Kerja Perawatan Masih Dipikul Perempuan
Kerja perawatan yang kebanyakan dibebankan kepada perempuan juga bisa mengakibatkan perempuan harus mengalah meninggalkan pekerjaannya demi menjaga anak atau mengurus orangtua.
Peneliti Utama Kata Data, Satria Triputra dalam temuan survei, sebanyak 93% responden sebetulnya menjawab bahwa laki-laki dan perempuan harus berbagi beban dalam pekerjaan perawatan di rumah.
Namun di satu sisi, saat pertanyaan menyoroti persepsi tentang sifat yang melekat pada perempuan. Seperti, anggapan bahwa perempuan itu lebih telaten dan penyabar. Mayoritas mereka menjawab setuju. “Ini seolah kayak laki-laki itu nggak telaten dan penyabar gitu kan,” ujar Satria.
Konstruksi berbasis gender inilah, yang turut jadi penyebab pelimpahan beban perawatan kepada perempuan.
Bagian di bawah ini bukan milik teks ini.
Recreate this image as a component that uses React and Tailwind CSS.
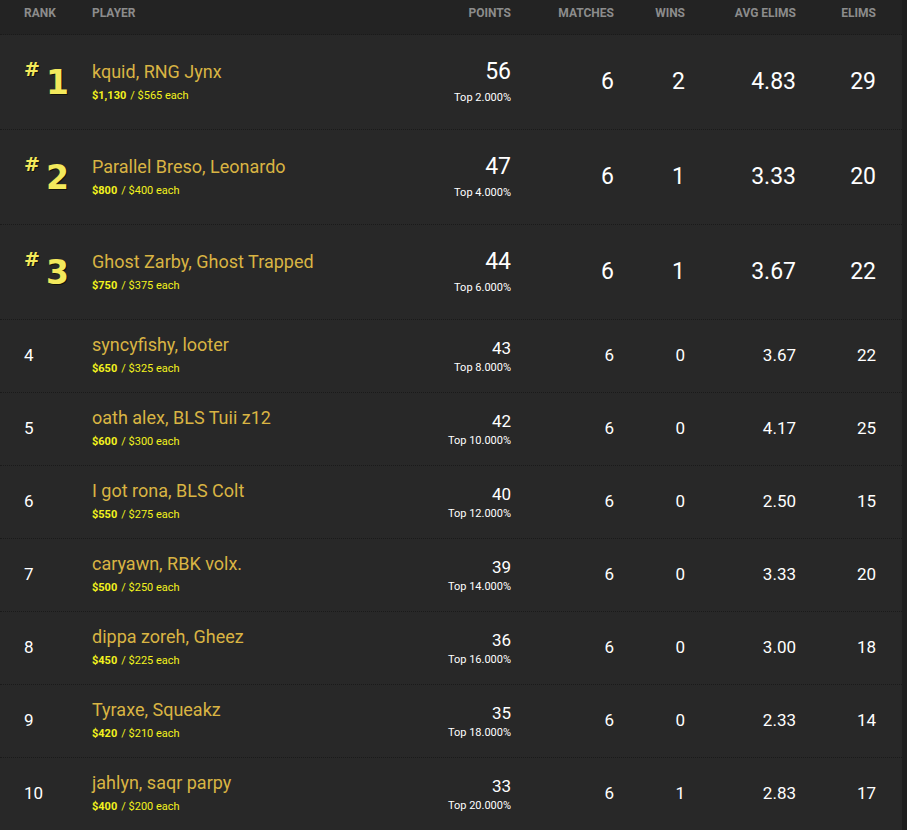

Sementara satu sisi, bukannya tidak mungkin laki-laki yang turut serta dalam perawatan dianggap kurang maskulin.
Baca Juga: ‘Ibu Digital’ dan Sharenting: Pentingnya Menjaga Hak Privasi Anak
Dampak lainnya juga diungkap dalam survei ini. Demi kerja perawatan, perempuan harus berhenti dari pekerjaan. Sebanyak 28,1 % laki-laki menjawab istri atau saudara perempuan mereka, berhenti kerja demi melakukan pekerjaan perawatan. Dan 22,4% laki-laki menganggap, bahwa hal itu merupakan kewajiban utama istri atau saudara perempuannya. Mereka pun tidak berencana menggunakan pihak lain.
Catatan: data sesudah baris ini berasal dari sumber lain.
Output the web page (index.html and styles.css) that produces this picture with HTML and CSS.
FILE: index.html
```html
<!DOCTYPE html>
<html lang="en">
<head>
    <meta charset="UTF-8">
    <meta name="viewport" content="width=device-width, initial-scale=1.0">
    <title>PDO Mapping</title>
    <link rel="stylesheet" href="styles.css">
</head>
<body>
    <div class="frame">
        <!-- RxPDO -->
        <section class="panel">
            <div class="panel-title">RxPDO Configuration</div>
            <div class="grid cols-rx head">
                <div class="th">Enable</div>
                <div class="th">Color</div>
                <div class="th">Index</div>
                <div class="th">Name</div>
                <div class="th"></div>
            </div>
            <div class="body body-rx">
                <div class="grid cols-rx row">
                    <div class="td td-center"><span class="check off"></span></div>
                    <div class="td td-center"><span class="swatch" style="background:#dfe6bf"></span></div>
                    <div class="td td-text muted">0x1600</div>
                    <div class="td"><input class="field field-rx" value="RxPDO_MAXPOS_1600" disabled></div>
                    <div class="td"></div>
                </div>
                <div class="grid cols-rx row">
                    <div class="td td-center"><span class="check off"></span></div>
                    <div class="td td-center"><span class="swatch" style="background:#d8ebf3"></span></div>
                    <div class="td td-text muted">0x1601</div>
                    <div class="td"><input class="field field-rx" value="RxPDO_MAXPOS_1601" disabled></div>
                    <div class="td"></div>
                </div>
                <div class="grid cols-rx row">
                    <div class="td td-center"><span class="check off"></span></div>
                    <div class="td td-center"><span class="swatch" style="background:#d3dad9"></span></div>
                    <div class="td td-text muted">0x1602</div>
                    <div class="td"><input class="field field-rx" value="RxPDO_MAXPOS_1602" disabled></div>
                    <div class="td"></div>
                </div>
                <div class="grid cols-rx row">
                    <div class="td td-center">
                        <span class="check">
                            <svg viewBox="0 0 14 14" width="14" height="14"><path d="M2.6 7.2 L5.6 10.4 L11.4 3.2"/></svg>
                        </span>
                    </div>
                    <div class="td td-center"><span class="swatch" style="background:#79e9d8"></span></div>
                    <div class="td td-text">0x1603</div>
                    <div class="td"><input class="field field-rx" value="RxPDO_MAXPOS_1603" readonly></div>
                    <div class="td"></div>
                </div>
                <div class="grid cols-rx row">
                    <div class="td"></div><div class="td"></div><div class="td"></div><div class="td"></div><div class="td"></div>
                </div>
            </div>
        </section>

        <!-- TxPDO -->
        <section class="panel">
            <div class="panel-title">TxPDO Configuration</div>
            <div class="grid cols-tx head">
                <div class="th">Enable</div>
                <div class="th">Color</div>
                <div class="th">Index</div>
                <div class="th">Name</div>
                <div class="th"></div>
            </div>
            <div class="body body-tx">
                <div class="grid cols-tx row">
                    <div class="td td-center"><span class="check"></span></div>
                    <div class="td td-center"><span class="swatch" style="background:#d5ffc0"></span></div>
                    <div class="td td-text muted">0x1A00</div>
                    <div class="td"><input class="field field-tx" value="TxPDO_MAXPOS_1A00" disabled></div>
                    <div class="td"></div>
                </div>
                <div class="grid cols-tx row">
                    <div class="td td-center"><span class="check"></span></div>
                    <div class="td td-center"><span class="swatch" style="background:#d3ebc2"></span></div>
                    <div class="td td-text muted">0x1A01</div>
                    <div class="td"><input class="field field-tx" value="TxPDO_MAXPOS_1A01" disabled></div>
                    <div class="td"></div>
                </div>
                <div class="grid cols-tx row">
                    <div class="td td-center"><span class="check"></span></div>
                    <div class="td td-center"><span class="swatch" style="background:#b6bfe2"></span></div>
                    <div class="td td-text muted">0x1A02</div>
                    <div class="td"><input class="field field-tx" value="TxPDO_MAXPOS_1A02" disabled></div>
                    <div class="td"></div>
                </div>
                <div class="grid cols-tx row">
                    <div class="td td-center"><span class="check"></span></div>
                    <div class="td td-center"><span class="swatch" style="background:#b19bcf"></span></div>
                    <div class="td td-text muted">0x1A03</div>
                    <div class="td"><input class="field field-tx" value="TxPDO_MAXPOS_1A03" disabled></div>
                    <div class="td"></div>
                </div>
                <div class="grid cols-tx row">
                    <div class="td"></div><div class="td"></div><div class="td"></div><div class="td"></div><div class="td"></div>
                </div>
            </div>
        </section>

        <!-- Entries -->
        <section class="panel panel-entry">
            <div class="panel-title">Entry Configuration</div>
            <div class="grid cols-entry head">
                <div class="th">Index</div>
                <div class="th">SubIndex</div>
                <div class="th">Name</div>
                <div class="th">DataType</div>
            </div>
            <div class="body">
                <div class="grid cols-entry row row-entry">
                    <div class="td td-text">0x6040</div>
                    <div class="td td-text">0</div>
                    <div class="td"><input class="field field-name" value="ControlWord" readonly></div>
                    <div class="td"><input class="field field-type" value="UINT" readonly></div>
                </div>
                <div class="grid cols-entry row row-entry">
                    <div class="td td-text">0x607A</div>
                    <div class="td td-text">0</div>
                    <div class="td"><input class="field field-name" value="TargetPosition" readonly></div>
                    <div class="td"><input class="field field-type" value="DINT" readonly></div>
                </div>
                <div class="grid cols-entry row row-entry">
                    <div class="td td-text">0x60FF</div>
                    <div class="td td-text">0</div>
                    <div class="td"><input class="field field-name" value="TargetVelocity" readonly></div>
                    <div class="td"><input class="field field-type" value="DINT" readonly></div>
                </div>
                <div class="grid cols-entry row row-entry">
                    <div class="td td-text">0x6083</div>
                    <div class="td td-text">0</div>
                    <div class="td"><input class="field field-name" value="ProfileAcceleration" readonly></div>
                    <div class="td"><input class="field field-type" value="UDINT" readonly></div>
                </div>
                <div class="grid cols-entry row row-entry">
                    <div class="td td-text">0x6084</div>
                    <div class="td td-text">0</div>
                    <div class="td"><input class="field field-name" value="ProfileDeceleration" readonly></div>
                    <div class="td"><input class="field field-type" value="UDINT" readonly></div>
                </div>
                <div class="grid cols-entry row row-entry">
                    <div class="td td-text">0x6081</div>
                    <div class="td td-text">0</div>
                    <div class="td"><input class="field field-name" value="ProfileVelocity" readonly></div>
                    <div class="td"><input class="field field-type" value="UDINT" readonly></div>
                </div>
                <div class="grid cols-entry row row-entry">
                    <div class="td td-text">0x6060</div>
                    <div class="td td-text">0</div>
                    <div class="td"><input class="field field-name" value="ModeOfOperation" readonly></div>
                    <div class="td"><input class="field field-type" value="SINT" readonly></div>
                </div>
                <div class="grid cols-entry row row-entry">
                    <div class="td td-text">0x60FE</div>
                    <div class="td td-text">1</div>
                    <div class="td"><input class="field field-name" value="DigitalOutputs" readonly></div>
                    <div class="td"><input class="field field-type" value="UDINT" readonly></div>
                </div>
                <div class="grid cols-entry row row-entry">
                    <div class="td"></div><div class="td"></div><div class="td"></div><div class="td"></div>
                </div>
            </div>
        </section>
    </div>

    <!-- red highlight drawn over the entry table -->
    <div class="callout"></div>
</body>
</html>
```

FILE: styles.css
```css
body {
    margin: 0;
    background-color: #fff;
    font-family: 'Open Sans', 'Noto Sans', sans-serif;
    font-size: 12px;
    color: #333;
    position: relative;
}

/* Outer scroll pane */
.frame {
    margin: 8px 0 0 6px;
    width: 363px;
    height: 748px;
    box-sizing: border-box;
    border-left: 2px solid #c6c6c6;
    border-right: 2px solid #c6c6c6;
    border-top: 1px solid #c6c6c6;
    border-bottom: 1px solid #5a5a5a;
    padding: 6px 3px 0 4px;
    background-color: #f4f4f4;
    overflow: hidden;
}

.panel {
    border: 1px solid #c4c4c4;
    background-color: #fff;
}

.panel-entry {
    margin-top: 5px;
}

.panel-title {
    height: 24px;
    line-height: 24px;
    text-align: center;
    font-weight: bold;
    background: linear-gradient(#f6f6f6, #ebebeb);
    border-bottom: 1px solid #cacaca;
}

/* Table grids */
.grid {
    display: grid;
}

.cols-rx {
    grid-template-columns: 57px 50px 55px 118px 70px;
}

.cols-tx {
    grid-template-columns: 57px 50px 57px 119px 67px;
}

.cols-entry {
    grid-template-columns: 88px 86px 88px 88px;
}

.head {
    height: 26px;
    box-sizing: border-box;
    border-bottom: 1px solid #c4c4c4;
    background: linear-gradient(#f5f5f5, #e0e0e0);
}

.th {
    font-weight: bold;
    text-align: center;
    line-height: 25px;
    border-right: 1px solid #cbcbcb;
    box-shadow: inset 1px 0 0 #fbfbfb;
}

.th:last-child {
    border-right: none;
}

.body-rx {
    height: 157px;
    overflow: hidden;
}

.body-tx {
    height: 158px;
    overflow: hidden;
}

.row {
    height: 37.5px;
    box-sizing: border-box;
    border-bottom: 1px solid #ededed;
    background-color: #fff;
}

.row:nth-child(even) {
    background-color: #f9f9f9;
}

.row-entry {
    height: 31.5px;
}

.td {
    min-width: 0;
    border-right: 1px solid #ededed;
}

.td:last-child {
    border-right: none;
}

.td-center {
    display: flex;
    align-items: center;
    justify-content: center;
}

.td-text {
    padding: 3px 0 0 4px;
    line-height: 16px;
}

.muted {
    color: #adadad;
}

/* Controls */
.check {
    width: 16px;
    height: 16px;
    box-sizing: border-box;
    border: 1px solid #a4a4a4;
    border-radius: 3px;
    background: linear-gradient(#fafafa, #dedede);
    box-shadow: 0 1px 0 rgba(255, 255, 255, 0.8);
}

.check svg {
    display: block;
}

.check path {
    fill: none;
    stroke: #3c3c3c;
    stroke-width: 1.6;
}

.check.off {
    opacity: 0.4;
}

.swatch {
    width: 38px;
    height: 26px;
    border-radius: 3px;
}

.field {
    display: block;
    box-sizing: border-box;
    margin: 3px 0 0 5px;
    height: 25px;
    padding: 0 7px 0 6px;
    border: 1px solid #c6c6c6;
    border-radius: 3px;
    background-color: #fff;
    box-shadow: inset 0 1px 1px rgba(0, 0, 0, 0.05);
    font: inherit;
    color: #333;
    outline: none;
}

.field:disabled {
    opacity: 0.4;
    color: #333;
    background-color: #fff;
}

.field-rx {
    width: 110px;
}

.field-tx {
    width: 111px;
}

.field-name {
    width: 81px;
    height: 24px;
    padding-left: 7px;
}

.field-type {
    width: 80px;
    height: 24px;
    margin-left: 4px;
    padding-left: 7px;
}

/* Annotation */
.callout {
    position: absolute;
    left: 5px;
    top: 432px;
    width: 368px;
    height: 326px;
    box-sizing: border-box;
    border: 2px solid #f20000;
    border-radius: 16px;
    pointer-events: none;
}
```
Sementara itu, 68,3 persen laki-laki menganggap perempuan yang berhenti bekerja karena pekerjaan perawatan, bukanlah masalah yang harus diselesaikan.
Semua persepsi itu, didasari pada pemahaman soal kewajiban seorang ibu yang merawat anak. Begitu pun jika sebagai anak, mereka menganggap itu juga sudah menjadi kewajibannya sebagai perempuan merawat orang tua.
Peran besar yang diemban anak perempuan tertua sering kali tidak disadari dan dihargai oleh keluarga. Jika sudah menyadarinya, mari ciptakan kondisi keluarga yang terbuka dan adil, berikan kesempatan kepada tiap anggota keluarga untuk membicarakan keluhannya. Apapun tugas dan masalah, jangan dibebankan ke satu individu saja.
Setiap anggota keluarga, termasuk anak perempuan tertua, berhak berkembang dengan optimal dan menikmati masa mudanya tanpa beban yang berlebihan.